If you have a million people with emotional issues, with depression and all sorts of other mental problems that might get misdiagnosed as depression, some fraction of them are going to kill themselves regardless of medication, an even smaller fraction might commit mass murder and then suicide. To say that antidepressants caused it is a stretch. It would be like blaming aspirin for headaches because most people who take aspirin also have headaches. The causative agent in the relationship is more likely to be the mental illness, not the antidepressants that they use.

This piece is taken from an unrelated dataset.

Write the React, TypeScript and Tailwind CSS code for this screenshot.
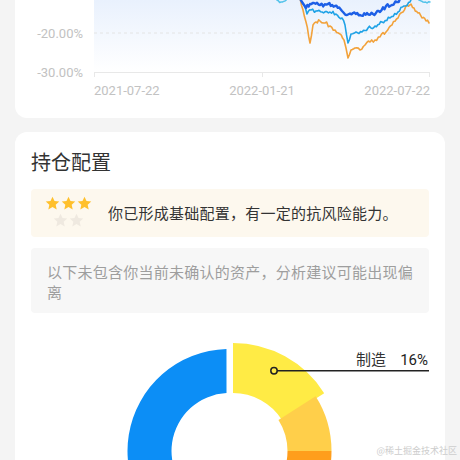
import React from "react";

type P = [number, number];

function rng(seed: number) {
  let s = seed;
  return () => {
    s = (s * 1103515245 + 12345) % 2147483648;
    return s / 2147483648;
  };
}

function jagged(points: P[], seed: number, amp: number, step = 1.5): string {
  const r = rng(seed);
  const out: P[] = [];
  for (let i = 0; i < points.length - 1; i++) {
    const [x0, y0] = points[i];
    const [x1, y1] = points[i + 1];
    const n = Math.max(1, Math.round((x1 - x0) / step));
    for (let k = 0; k < n; k++) {
      const t = k / n;
      const x = x0 + (x1 - x0) * t;
      const y = y0 + (y1 - y0) * t + (k === 0 ? 0 : (r() - 0.5) * 2 * amp);
      out.push([x, y]);
    }
  }
  out.push(points[points.length - 1]);
  return out.map((p, i) => `${i === 0 ? "M" : "L"}${(p[0] - 15).toFixed(2)} ${p[1].toFixed(2)}`).join(" ");
}

const darkBlue: P[] = [
  [288, -15], [298, -5], [302, 2], [306, 8], [310, 4], [314, 3], [320, 5], [328, 4], [335, 6], [342, 11],
  [347, 15], [353, 13], [360, 15], [367, 13], [373, 14], [380, 12], [386, 6], [392, 5], [397, 2], [402, -2], [410, -10],
];
const midBlue: P[] = [
  [285, -10], [300, -2], [304, 5], [307, 14], [311, 10], [316, 11], [322, 12], [330, 12], [336, 14], [342, 18],
  [345, 25], [348, 43], [351, 34], [356, 32], [362, 32], [368, 28], [375, 26], [382, 22], [390, 18], [398, 12],
  [404, 6], [410, 2], [414, -2], [420, -6],
];
const cyan1: P[] = [[406, -10], [414, -4], [419, 0], [423, 2], [427, 3], [430, 2]];
const cyan2: P[] = [[272, -6], [277, 0], [281, 2], [285, 1], [289, -5]];
const orange: P[] = [
  [290, -6], [300, -2], [303, 10], [306, 22], [310, 43], [313, 25], [316, 22], [320, 21], [325, 23], [330, 26],
  [335, 30], [340, 34], [344, 40], [346, 48], [348, 58], [351, 50], [355, 48], [360, 50], [365, 45], [370, 42],
  [375, 40], [380, 37], [386, 32], [392, 25], [398, 18], [403, 12], [407, 5], [411, 4], [414, 8], [418, 13],
  [422, 18], [426, 21], [429, 23],
];

function pt(cx: number, cy: number, r: number, a: number): P {
  const rad = (a * Math.PI) / 180;
  return [cx + r * Math.sin(rad), cy - r * Math.cos(rad)];
}

function sector(cx: number, cy: number, r0: number, r1: number, a0o: number, a1o: number, a0i: number, a1i: number) {
  const o0 = pt(cx, cy, r1, a0o);
  const o1 = pt(cx, cy, r1, a1o);
  const i1 = pt(cx, cy, r0, a1i);
  const i0 = pt(cx, cy, r0, a0i);
  const lo = a1o - a0o > 180 ? 1 : 0;
  const li = a1i - a0i > 180 ? 1 : 0;
  return `M${o0[0]} ${o0[1]} A${r1} ${r1} 0 ${lo} 1 ${o1[0]} ${o1[1]} L${i1[0]} ${i1[1]} A${r0} ${r0} 0 ${li} 0 ${i0[0]} ${i0[1]} Z`;
}

function Star({ color }: { color: string }) {
  return (
    <svg width="15" height="15" viewBox="0 0 24 24">
      <path d="M12 1l3.2 7 7.6.8-5.7 5.2 1.6 7.5L12 17.7l-6.7 3.8 1.6-7.5L1.2 8.8 8.8 8z" fill={color} />
    </svg>
  );
}

function Chart() {
  return (
    <svg width="430" height="118" viewBox="0 0 430 118" className="block">
      <defs>
        <linearGradient id="bgGrad" x1="0" y1="0" x2="0" y2="1">
          <stop offset="0" stopColor="#e9f1fd" />
          <stop offset="1" stopColor="#ffffff" />
        </linearGradient>
      </defs>
      <rect x="79" y="0" width="336" height="72" fill="url(#bgGrad)" />
      <line x1="79" y1="33" x2="415" y2="33" stroke="#e4e4e4" strokeWidth="1" strokeDasharray="3 3" />
      <line x1="79" y1="72.5" x2="415" y2="72.5" stroke="#e8e8e8" strokeWidth="1" />
      <line x1="79.5" y1="72" x2="79.5" y2="77" stroke="#e8e8e8" strokeWidth="1" />
      <line x1="247.5" y1="72" x2="247.5" y2="77" stroke="#e8e8e8" strokeWidth="1" />
      <line x1="414.5" y1="72" x2="414.5" y2="77" stroke="#e8e8e8" strokeWidth="1" />
      <g fontFamily="Roboto, 'Noto Sans', sans-serif" fontSize="13" fill="#c2c2c2">
        <text x="68" y="37.5" textAnchor="end">-20.00%</text>
        <text x="68" y="76.5" textAnchor="end">-30.00%</text>
        <text x="79" y="95" textAnchor="start">2021-07-22</text>
        <text x="247" y="95" textAnchor="middle">2022-01-21</text>
        <text x="415" y="95" textAnchor="end">2022-07-22</text>
      </g>
      <g fill="none" strokeLinejoin="round" strokeLinecap="round">
        <path d={jagged(cyan2, 7, 1.2)} stroke="#54c3ea" strokeWidth="1.5" />
        <path d={jagged(orange, 11, 2)} stroke="#f2a23b" strokeWidth="1.6" />
        <path d={jagged(midBlue, 23, 1.8)} stroke="#1fa2e6" strokeWidth="1.6" />
        <path d={jagged(cyan1, 5, 1.2)} stroke="#54c3ea" strokeWidth="1.5" />
        <path d={jagged(darkBlue, 37, 1.8)} stroke="#1d5fe6" strokeWidth="2.4" />
      </g>
    </svg>
  );
}

function Donut() {
  const cx = 214.5;
  const cy = 138;
  return (
    <svg width="430" height="147" viewBox="0 0 430 147" className="block">
      <path d={sector(cx, cy, 58, 102, 200, 358.3, 200, 357.04)} fill="#0c8ef6" />
      <path d={sector(cx + 3.5, cy, 58, 108, 0, 57.6, 0, 57.6)} fill="#ffeb45" />
      <path d={sector(cx, cy, 58, 102, 57.6, 90, 57.6, 90)} fill="#ffcf4a" />
      <path d={sector(cx, cy, 58, 102, 90, 140, 90, 140)} fill="#ff9e1c" />
      <line x1="262" y1="57.7" x2="414" y2="57.7" stroke="#222" strokeWidth="1.6" />
      <circle cx="259" cy="57.7" r="3.2" fill="#ffeb45" stroke="#222" strokeWidth="1.5" />
      <text x="341" y="52" fontSize="15" fill="#333" fontFamily="'Noto Sans CJK SC', sans-serif">制造</text>
      <text x="413" y="52" fontSize="15" fill="#222" textAnchor="end" fontFamily="Roboto, sans-serif">16%</text>
    </svg>
  );
}

export default function App() {
  return (
    <div className="relative w-[460px] h-[460px] overflow-hidden bg-[#f4f4f4] px-[15px] flex flex-col gap-[14px] font-['Noto_Sans_CJK_SC',sans-serif]">
      <div className="h-[118px] shrink-0 bg-white rounded-b-[12px] overflow-hidden">
        <Chart />
      </div>
      <div className="flex-1 bg-white rounded-t-[12px] px-[16px] pt-[16px] flex flex-col">
        <div className="text-[20px] leading-[28px] text-[#333]">持仓配置</div>
        <div className="mt-[13px] h-[48px] bg-[#fdf8ee] rounded-[4px] pl-[14px] flex items-center">
          <div className="flex flex-col items-center gap-[2px] mt-[-3px]">
            <div className="flex gap-[1px]">
              <Star color="#ffc02c" />
              <Star color="#ffc02c" />
              <Star color="#ffc02c" />
            </div>
            <div className="flex gap-[1px]">
              <Star color="#efe9e0" />
              <Star color="#efe9e0" />
            </div>
          </div>
          <div className="ml-[16px] text-[15px] tracking-[0.25px] leading-[20px] text-[#333]">你已形成基础配置，有一定的抗风险能力。</div>
        </div>
        <div className="mt-[11px] h-[65px] bg-[#f7f7f7] rounded-[4px] pl-[16px] pr-[12px] pt-[14px] text-[15px] tracking-[0.25px] leading-[20px] text-[#9e9e9e]">
          以下未包含你当前未确认的资产，分析建议可能出现偏离
        </div>
        <div className="mx-[-16px]">
          <Donut />
        </div>
      </div>
      <div className="absolute right-[3px] bottom-[3px] text-[9px] leading-[12px] text-[#cdcdcd]">@稀土掘金技术社区</div>
    </div>
  );
}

It's possible that out of the millions of people taking antidepressants a small portion are reacting with violent and suicidal fantasies that a few will act on. I can't rule out antidepressants as a possible causative agent, but I can say that it is unlikely to be one. Drug approvals are a numbers game. The reality of our drug approval process is that drugs are approved based upon a good outcome, not a perfect outcome. In fact, at drug trials some patients will do better on the dose that isn’t ultimately chosen because they select the dose that helps the most people.
It's not a perfect process, but what other alternative is there? The truth of the matter is that while we have made great advances in science, we have only scratched the surface on how drugs interact with our complicated natural body and brain chemistry. Mistakes, costly mistakes, could happen. However, blaming the antidepressants at this stage isn't warranted.
Most people who are playing the blame game have some kind of agenda and it works because too many of us are hungry for easy answers. And yet, like a broken clock that is right twice a day, sometimes someone with an agenda will get it right by pure accident even though their analysis and logic are faulty.
Having pointed out the dangers of having an agenda I'd like to point to this post by Dana at Principled Discovery, called "Fundamentalism, psychotropic drugs and mass murder" which looks at how certain Christian beliefs in the spiritual roots of disease can lead to a near denial that mental illness is real.
If you have more interest in Matthew Murray, Daniel DiRito has some posts on his blog, "Thought Theater." There does seem to be something of an agenda in this post, "Removing The Thin Veil Of Evangelical Eisegesis," in that DiRito is ready to blame, in part, Matthew Murray's evangelical upbringing. If you participate in any forums where someone like Matthew Murray might show up, you might want to read this, "Going To The Matt - Reach Out & Bring Them Back," and keep your eyes open.